_Data listing_

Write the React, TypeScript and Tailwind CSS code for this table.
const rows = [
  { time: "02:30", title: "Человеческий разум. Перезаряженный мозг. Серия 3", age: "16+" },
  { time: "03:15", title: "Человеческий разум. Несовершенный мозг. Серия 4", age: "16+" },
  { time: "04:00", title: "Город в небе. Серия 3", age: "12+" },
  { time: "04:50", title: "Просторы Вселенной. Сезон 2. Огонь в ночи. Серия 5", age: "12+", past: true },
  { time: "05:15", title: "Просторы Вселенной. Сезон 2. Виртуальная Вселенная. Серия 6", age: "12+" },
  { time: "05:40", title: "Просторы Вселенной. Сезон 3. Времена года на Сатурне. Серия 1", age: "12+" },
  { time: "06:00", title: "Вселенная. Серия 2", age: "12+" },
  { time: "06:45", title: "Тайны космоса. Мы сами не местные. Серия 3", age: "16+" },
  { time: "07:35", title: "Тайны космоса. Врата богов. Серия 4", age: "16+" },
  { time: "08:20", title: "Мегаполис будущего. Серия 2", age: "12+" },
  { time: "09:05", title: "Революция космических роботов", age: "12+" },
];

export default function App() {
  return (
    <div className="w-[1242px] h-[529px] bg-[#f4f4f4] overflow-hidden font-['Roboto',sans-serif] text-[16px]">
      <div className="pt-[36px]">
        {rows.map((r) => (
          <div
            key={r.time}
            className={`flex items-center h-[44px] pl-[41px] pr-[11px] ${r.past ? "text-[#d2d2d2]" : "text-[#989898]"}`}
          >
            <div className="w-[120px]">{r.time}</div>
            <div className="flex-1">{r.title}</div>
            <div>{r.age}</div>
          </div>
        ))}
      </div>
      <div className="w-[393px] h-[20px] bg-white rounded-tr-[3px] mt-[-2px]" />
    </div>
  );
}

==

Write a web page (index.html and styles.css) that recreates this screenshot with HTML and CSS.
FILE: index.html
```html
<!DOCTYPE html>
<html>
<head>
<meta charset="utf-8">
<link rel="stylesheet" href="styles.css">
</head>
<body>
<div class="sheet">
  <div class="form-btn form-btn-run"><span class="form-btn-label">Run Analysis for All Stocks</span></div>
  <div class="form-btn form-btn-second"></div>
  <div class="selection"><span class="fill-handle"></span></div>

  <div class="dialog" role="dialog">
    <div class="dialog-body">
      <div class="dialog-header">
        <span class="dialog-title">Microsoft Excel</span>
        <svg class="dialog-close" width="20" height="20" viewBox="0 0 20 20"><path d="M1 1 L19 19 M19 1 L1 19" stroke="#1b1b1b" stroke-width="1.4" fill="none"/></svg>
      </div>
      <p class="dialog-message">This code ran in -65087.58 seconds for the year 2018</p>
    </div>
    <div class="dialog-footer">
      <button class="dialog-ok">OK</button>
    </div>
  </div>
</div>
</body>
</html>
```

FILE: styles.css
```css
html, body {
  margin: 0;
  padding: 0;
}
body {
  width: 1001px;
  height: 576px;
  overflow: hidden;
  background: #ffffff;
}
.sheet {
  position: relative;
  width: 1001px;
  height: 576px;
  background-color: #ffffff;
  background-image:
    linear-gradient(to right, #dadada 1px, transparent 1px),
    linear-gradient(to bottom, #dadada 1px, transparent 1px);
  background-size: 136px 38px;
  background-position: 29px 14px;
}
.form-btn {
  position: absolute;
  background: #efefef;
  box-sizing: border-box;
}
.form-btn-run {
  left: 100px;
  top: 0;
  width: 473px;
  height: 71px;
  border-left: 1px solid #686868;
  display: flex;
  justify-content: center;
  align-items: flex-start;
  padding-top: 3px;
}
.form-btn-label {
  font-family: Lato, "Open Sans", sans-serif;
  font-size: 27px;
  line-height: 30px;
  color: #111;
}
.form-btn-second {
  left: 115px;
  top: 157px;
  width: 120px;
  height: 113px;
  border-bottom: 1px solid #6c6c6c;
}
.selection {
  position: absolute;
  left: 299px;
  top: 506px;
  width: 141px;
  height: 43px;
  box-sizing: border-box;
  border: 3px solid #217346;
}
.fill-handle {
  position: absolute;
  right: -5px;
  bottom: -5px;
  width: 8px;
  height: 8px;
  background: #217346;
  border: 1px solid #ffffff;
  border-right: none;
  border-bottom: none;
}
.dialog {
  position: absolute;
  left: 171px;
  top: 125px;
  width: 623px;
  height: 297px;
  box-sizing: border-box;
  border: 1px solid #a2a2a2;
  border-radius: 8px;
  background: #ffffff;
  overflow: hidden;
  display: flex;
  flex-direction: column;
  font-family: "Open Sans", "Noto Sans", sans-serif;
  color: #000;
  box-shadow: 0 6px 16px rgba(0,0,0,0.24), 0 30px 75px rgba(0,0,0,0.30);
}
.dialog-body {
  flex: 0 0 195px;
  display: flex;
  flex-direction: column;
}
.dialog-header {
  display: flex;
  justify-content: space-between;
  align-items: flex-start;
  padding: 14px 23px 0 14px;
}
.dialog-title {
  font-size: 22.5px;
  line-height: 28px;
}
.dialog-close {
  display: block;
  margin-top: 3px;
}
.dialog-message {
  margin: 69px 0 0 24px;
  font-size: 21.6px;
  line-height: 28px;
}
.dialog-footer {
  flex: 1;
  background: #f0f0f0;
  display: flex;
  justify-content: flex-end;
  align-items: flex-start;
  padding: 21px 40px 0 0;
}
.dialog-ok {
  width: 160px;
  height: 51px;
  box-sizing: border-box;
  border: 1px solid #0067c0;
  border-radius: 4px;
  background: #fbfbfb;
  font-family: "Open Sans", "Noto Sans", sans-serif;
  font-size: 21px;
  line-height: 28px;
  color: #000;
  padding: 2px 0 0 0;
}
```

...

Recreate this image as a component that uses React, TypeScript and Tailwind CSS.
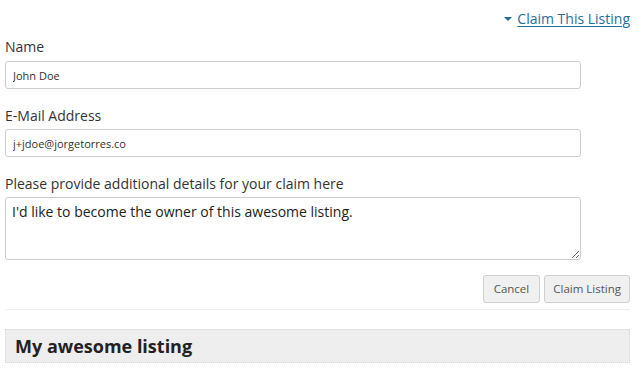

_Requirements_
Gather each line of the listing containing the word "Tailwind" and show it.

_The result_
Write the React, TypeScript and Tailwind CSS code for this table.
Recreate this image as a component that uses React, TypeScript and Tailwind CSS.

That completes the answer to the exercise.